Obligado por las circunstancia, Duarte se entrevistó por escasos diez minutos con la señora Sara Salazar y ahí, cínicamente, le dijo que “lamentaba” que ese encuentro no haya ocurrido antes.
Sara le entregó una relatoría de lo sucedió y le dijo sólo una cosa: “Ya me mataron a dos, sólo quiero que me entreguen los que me quedan vivos”.
A Sara no la escuchó el gobernador de su estado, allá en Chihuahua. Tuvo que venir al Distrito Federal, a llamar los reflectores porque sabe que sólo así, los políticos insensibles, prestan oídos.
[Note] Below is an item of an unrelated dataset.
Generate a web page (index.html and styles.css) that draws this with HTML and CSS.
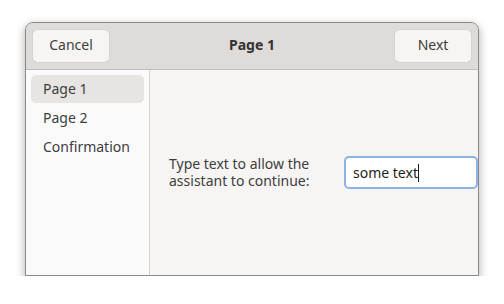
FILE: index.html
```html
<!DOCTYPE html>
<html>
<head>
<meta charset="utf-8">
<link rel="stylesheet" href="styles.css">
</head>
<body>
<div class="window">
  <header class="headerbar">
    <button class="btn">Cancel</button>
    <div class="title">Page 1</div>
    <button class="btn">Next</button>
  </header>
  <div class="body">
    <nav class="sidebar">
      <div class="row selected">Page 1</div>
      <div class="row">Page 2</div>
      <div class="row">Confirmation</div>
    </nav>
    <main class="content">
      <label class="prompt">Type text to allow the assistant to continue:</label>
      <div class="entry"><span>some text</span><span class="caret"></span></div>
    </main>
  </div>
</div>
</body>
</html>
```
FILE: styles.css
```css
html, body {
  margin: 0;
  padding: 0;
  background: #ffffff;
}
body {
  font-family: "Noto Sans", "Open Sans", sans-serif;
  font-size: 14px;
  color: #3d3d3d;
}
.window {
  margin: 22px 0 0 25px;
  width: 454px;
  height: 254px;
  box-sizing: border-box;
  border: 1px solid #8c8a88;
  border-radius: 8px 8px 0 0;
  background: #f6f5f4;
  box-shadow: 0 3px 9px 1px rgba(0, 0, 0, 0.28);
  display: flex;
  flex-direction: column;
  overflow: hidden;
}
.headerbar {
  height: 47px;
  box-sizing: border-box;
  flex: none;
  display: flex;
  align-items: center;
  justify-content: space-between;
  padding: 0 7px 1px 7px;
  background: #dedbd8;
  border-bottom: 1px solid #c0bdba;
}
.btn {
  width: 76px;
  height: 32px;
  border: none;
  border-radius: 5px;
  background: #f6f5f4;
  box-shadow: 0 0 0 1px rgba(0, 0, 0, 0.04);
  font-family: inherit;
  font-size: 14px;
  color: #3d3d3d;
  padding: 0 0 2px 0;
}
.title {
  font-weight: bold;
  color: #333333;
  padding-bottom: 2px;
}
.body {
  flex: 1;
  display: flex;
  min-height: 0;
}
.sidebar {
  width: 113px;
  flex: none;
  background: #fafafa;
  border-right: 1px solid #d3d0cd;
  padding: 5px 5px;
  display: flex;
  flex-direction: column;
  gap: 1px;
}
.row {
  height: 28px;
  line-height: 27px;
  padding-left: 12px;
  border-radius: 5px;
}
.row.selected {
  background: #e7e5e2;
}
.content {
  flex: 1;
  display: flex;
  align-items: center;
  padding: 0 0 0 19px;
}
.prompt {
  width: 160px;
  line-height: 17px;
  padding-bottom: 1px;
}
.entry {
  margin-left: auto;
  width: 134px;
  height: 33px;
  box-sizing: border-box;
  border: 2px solid #8db2e3;
  border-radius: 5px;
  background: #ffffff;
  display: flex;
  align-items: center;
  padding-left: 7px;
  color: #1e1e1e;
}
.caret {
  display: inline-block;
  width: 1px;
  height: 18px;
  background: #1e1e1e;
}
```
Y Calderón, al igual que a Sara Salazar, ni ve ni oye a los cientos de mexicanos que por todos los medios le gritan que pare su “pinche guerra”.
Y para muestra de que el gobierno estatal y el federal no escuchan a la población, está el siguiente ejemplo:
A quienes sí escuchan es al gobierno de Estados Unidos, al que le matan un agente en México --Jaime Zapata, del servicio de Control Migratorio y de Aduanas (ICE, por sus siglas en inglés)-- y las autoridades, en menos de una semana, atrapan a los presuntos asesinos.
Así como Calderón montó su ineficiente programa --de ridículo nombre-- “Todos Somos Juárez”, los mexicanos quizá tengamos que ponernos un letrero que diga, “Todos somos Zapata”, para ver si así, el que dice ser Presidente, voltea y escucha a la población.